Restate the records below word for word, and omit the images they hold.

## Begin Extracted entries

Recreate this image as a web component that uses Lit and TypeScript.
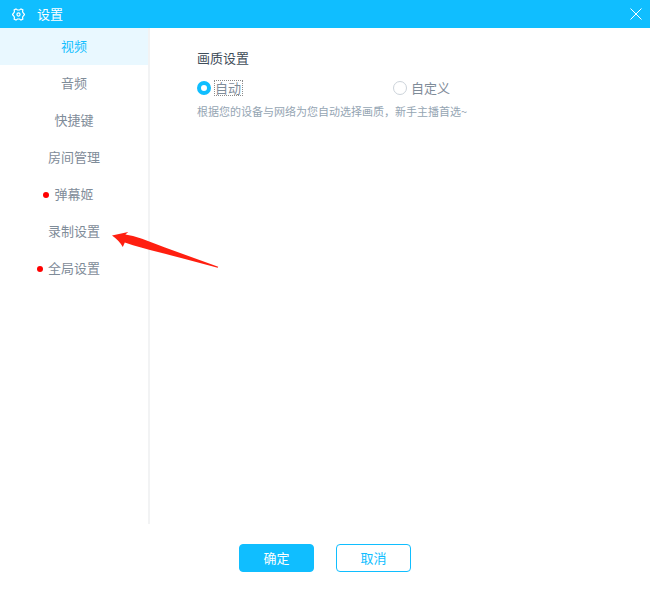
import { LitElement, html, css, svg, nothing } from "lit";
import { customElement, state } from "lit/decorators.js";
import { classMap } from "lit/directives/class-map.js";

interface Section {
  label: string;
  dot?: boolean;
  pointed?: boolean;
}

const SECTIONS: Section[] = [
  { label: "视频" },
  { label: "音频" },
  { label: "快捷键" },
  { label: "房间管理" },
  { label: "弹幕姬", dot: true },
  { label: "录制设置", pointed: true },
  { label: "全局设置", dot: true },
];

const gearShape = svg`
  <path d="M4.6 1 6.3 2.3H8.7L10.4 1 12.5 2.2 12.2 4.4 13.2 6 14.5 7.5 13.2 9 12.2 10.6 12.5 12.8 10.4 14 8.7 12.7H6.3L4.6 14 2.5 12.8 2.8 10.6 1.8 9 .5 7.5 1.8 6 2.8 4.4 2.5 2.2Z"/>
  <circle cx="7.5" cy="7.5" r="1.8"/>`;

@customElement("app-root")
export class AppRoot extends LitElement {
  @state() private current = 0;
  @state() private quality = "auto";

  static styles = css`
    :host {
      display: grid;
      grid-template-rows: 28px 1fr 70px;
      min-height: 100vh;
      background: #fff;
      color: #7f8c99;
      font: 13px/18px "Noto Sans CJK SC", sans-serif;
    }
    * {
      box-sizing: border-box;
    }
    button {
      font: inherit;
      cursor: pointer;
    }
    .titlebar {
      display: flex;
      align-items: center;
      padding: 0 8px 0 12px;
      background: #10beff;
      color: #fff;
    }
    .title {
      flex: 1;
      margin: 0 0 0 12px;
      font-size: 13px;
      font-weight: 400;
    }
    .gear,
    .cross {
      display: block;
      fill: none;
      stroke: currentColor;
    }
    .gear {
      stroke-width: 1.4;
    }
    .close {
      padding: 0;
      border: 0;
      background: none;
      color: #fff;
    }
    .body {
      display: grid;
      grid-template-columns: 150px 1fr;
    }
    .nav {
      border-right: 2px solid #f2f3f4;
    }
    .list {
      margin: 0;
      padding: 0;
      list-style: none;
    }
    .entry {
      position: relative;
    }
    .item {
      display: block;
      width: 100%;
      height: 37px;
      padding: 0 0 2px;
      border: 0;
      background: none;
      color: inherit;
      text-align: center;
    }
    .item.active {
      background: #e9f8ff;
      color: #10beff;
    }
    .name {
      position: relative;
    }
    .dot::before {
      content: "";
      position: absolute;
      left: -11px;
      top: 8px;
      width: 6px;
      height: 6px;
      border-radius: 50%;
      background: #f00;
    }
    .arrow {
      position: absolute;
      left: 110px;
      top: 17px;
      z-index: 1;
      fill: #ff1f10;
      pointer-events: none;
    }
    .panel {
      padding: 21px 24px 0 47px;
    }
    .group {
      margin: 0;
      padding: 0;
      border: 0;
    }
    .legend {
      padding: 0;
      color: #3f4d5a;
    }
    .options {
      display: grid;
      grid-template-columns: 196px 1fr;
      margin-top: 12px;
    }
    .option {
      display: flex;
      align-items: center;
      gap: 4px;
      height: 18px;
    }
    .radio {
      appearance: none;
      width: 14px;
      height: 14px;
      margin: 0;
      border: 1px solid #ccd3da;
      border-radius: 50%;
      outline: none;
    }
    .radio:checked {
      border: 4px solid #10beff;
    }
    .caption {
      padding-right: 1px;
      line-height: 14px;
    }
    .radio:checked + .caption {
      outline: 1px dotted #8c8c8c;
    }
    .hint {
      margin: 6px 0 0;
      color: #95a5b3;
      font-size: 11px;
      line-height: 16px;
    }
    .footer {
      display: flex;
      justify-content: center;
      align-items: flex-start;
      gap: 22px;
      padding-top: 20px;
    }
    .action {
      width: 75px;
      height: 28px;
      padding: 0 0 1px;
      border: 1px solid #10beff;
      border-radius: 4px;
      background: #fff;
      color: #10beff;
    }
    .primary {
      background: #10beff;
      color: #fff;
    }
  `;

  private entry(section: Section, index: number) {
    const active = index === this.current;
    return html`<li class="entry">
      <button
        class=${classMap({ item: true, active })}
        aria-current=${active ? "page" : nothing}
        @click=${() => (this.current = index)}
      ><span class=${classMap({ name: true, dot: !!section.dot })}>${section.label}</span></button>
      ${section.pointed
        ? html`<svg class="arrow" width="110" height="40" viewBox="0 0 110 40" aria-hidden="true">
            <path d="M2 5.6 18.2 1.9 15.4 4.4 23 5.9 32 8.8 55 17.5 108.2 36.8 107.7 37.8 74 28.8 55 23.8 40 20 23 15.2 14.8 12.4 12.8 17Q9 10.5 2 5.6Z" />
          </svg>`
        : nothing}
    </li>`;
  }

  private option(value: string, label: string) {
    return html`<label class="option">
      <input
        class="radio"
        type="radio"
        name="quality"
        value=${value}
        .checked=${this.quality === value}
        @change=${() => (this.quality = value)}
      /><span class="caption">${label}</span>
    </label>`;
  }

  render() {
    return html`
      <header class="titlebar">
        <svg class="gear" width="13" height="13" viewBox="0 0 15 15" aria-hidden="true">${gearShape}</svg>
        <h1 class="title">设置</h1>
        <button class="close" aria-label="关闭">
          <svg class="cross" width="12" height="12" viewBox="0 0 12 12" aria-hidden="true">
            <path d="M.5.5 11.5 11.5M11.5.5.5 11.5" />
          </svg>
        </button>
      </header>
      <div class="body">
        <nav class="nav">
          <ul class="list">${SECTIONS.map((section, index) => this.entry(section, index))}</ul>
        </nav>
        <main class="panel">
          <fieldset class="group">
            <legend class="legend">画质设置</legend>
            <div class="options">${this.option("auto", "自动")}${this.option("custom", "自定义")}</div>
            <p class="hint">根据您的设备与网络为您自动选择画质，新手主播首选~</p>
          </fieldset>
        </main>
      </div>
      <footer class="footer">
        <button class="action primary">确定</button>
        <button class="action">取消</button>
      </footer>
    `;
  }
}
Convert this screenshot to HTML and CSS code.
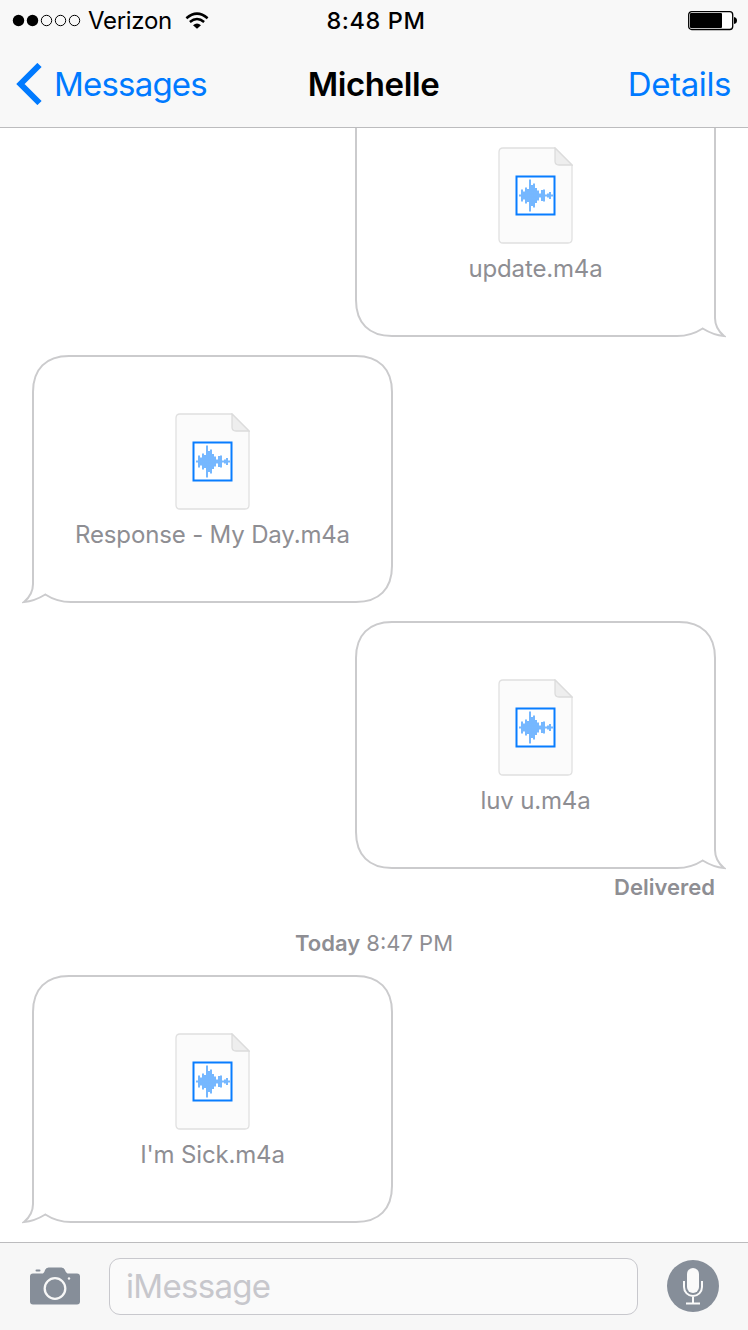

## End Extracted entries

- _Task result_
Recreate this image as a web component that uses Lit and TypeScript.
import { LitElement, html, css, svg, nothing } from "lit";
import { customElement, state } from "lit/decorators.js";
import { classMap } from "lit/directives/class-map.js";

interface Section {
  label: string;
  dot?: boolean;
  pointed?: boolean;
}

const SECTIONS: Section[] = [
  { label: "视频" },
  { label: "音频" },
  { label: "快捷键" },
  { label: "房间管理" },
  { label: "弹幕姬", dot: true },
  { label: "录制设置", pointed: true },
  { label: "全局设置", dot: true },
];

const gearShape = svg`
  <path d="M4.6 1 6.3 2.3H8.7L10.4 1 12.5 2.2 12.2 4.4 13.2 6 14.5 7.5 13.2 9 12.2 10.6 12.5 12.8 10.4 14 8.7 12.7H6.3L4.6 14 2.5 12.8 2.8 10.6 1.8 9 .5 7.5 1.8 6 2.8 4.4 2.5 2.2Z"/>
  <circle cx="7.5" cy="7.5" r="1.8"/>`;

@customElement("app-root")
export class AppRoot extends LitElement {
  @state() private current = 0;
  @state() private quality = "auto";

  static styles = css`
    :host {
      display: grid;
      grid-template-rows: 28px 1fr 70px;
      min-height: 100vh;
      background: #fff;
      color: #7f8c99;
      font: 13px/18px "Noto Sans CJK SC", sans-serif;
    }
    * {
      box-sizing: border-box;
    }
    button {
      font: inherit;
      cursor: pointer;
    }
    .titlebar {
      display: flex;
      align-items: center;
      padding: 0 8px 0 12px;
      background: #10beff;
      color: #fff;
    }
    .title {
      flex: 1;
      margin: 0 0 0 12px;
      font-size: 13px;
      font-weight: 400;
    }
    .gear,
    .cross {
      display: block;
      fill: none;
      stroke: currentColor;
    }
    .gear {
      stroke-width: 1.4;
    }
    .close {
      padding: 0;
      border: 0;
      background: none;
      color: #fff;
    }
    .body {
      display: grid;
      grid-template-columns: 150px 1fr;
    }
    .nav {
      border-right: 2px solid #f2f3f4;
    }
    .list {
      margin: 0;
      padding: 0;
      list-style: none;
    }
    .entry {
      position: relative;
    }
    .item {
      display: block;
      width: 100%;
      height: 37px;
      padding: 0 0 2px;
      border: 0;
      background: none;
      color: inherit;
      text-align: center;
    }
    .item.active {
      background: #e9f8ff;
      color: #10beff;
    }
    .name {
      position: relative;
    }
    .dot::before {
      content: "";
      position: absolute;
      left: -11px;
      top: 8px;
      width: 6px;
      height: 6px;
      border-radius: 50%;
      background: #f00;
    }
    .arrow {
      position: absolute;
      left: 110px;
      top: 17px;
      z-index: 1;
      fill: #ff1f10;
      pointer-events: none;
    }
    .panel {
      padding: 21px 24px 0 47px;
    }
    .group {
      margin: 0;
      padding: 0;
      border: 0;
    }
    .legend {
      padding: 0;
      color: #3f4d5a;
    }
    .options {
      display: grid;
      grid-template-columns: 196px 1fr;
      margin-top: 12px;
    }
    .option {
      display: flex;
      align-items: center;
      gap: 4px;
      height: 18px;
    }
    .radio {
      appearance: none;
      width: 14px;
      height: 14px;
      margin: 0;
      border: 1px solid #ccd3da;
      border-radius: 50%;
      outline: none;
    }
    .radio:checked {
      border: 4px solid #10beff;
    }
    .caption {
      padding-right: 1px;
      line-height: 14px;
    }
    .radio:checked + .caption {
      outline: 1px dotted #8c8c8c;
    }
    .hint {
      margin: 6px 0 0;
      color: #95a5b3;
      font-size: 11px;
      line-height: 16px;
    }
    .footer {
      display: flex;
      justify-content: center;
      align-items: flex-start;
      gap: 22px;
      padding-top: 20px;
    }
    .action {
      width: 75px;
      height: 28px;
      padding: 0 0 1px;
      border: 1px solid #10beff;
      border-radius: 4px;
      background: #fff;
      color: #10beff;
    }
    .primary {
      background: #10beff;
      color: #fff;
    }
  `;

  private entry(section: Section, index: number) {
    const active = index === this.current;
    return html`<li class="entry">
      <button
        class=${classMap({ item: true, active })}
        aria-current=${active ? "page" : nothing}
        @click=${() => (this.current = index)}
      ><span class=${classMap({ name: true, dot: !!section.dot })}>${section.label}</span></button>
      ${section.pointed
        ? html`<svg class="arrow" width="110" height="40" viewBox="0 0 110 40" aria-hidden="true">
            <path d="M2 5.6 18.2 1.9 15.4 4.4 23 5.9 32 8.8 55 17.5 108.2 36.8 107.7 37.8 74 28.8 55 23.8 40 20 23 15.2 14.8 12.4 12.8 17Q9 10.5 2 5.6Z" />
          </svg>`
        : nothing}
    </li>`;
  }

  private option(value: string, label: string) {
    return html`<label class="option">
      <input
        class="radio"
        type="radio"
        name="quality"
        value=${value}
        .checked=${this.quality === value}
        @change=${() => (this.quality = value)}
      /><span class="caption">${label}</span>
    </label>`;
  }

  render() {
    return html`
      <header class="titlebar">
        <svg class="gear" width="13" height="13" viewBox="0 0 15 15" aria-hidden="true">${gearShape}</svg>
        <h1 class="title">设置</h1>
        <button class="close" aria-label="关闭">
          <svg class="cross" width="12" height="12" viewBox="0 0 12 12" aria-hidden="true">
            <path d="M.5.5 11.5 11.5M11.5.5.5 11.5" />
          </svg>
        </button>
      </header>
      <div class="body">
        <nav class="nav">
          <ul class="list">${SECTIONS.map((section, index) => this.entry(section, index))}</ul>
        </nav>
        <main class="panel">
          <fieldset class="group">
            <legend class="legend">画质设置</legend>
            <div class="options">${this.option("auto", "自动")}${this.option("custom", "自定义")}</div>
            <p class="hint">根据您的设备与网络为您自动选择画质，新手主播首选~</p>
          </fieldset>
        </main>
      </div>
      <footer class="footer">
        <button class="action primary">确定</button>
        <button class="action">取消</button>
      </footer>
    `;
  }
}
Convert this screenshot to HTML and CSS code.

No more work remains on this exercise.